The Swedish experience does demonstrate that it’s possible for a welfare-state society to survive the waning of religion and the decline of traditional marriage without sacrificing middle class prosperity. But this success is founded on a level of cultural homogeneity and an inheritance of social capital that simply isn’t available in a polyglot republic-cum-empire like our own. Sweden has the population of North Carolina, no real linguistic or religious diversity, no experience of chattel slavery or mass immigration (and the children of recent immigrants in Sweden, incidentally, tend to have much higher poverty rates than the native-born), and a culture of Lutheran thrift and prudence that endures even though Lutheranism itself is on life support. America is and always has been a country of much greater diversity and wider cultural extremes, which is why we’ve always had to lean more heavily than smaller and more homogeneous societies on a wide array of mediating institutions — churches, families and private associations of all sorts — to foster assimilation, encourage upward mobility, and make the pursuit of happiness a possibility for people from wildly different walks of life. Even if the Scandinavian counter-example — in which a strong government compensates for a weakened social fabric — has some applicability here, it offers fewer lessons than many liberals like to think.
Douthat's much-cherished private institutions did less than nothing to hold together America's multicultural fabric. Indeed, they have tended to do more to damage it than anything else. American churches have a history of deep segregation, with white churches a hotbed of racial, religious, misogynistic and homophobic intolerance. At every step when the country has attempted to move forward in the area of economic justice, it has pitted a combination of secular authority and sometimes segregated minority religious institutions against powerful oppressive interests using religion as a battering ram to maintain their privileges. Church groups are the biggest opponents of LGBT rights, church groups are the biggest opponents of women's rights, and white churches were the biggest hotbeds of KKK "activism."

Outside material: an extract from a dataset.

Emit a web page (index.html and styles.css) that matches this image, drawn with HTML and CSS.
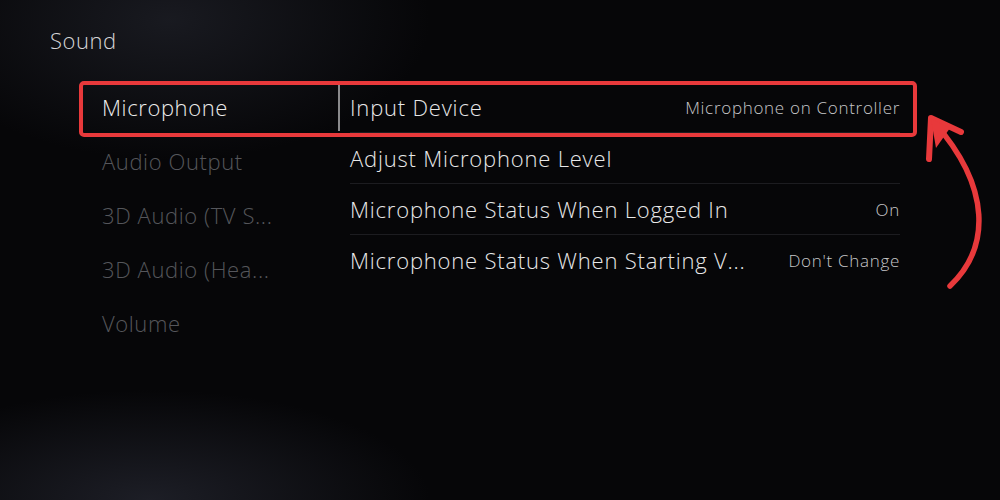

The claim that "families" have held together a melting pot society doesn't even make sense. "Family values" cultures tend to do the most to bully and oppress those who step outside of majority social norms.

As for the rest of "private institutions", it's not exactly clear how that works, either. Private clubs like the Elks have long had issues of racial discrimination; some private golf clubs have just now gotten around to admitting female members. At each and every step, it has been public institutions that have stepped forward to enable our multicultural to function and coexist in a prosperous and healthy way, even as America's private institutions have typically been dragged kicking and screaming into a brighter, more equitable world.

What Douthat is really saying here (and he's far from the first) is that Sweden has racial and cultural homogeneity, and a "culture of Lutheran thrift and prudence." By contrast he means to imply that America has too much history of racism, and that American minorities are too lazy to make the Swedish system work.

Broken down to its core, that's the essence of the conservative argument against the welfare state: women, young people and minorities just don't have the same "work ethic" that white men do, so they can't be trusted with the privileges of a welfare state. That's the meat of the entire conservative argument once stripped of it garnish and sauce.

It's an argument women, youth and minorities hear loud and clear. That's why no matter how much conservative activists like Douthat think themselves to be enlightened reformers of the conservative movement, it won't help their demographic problem. The Douthats of the world have an unshakeable cultural disrespect for women and minorities without which their entire worldview falls apart.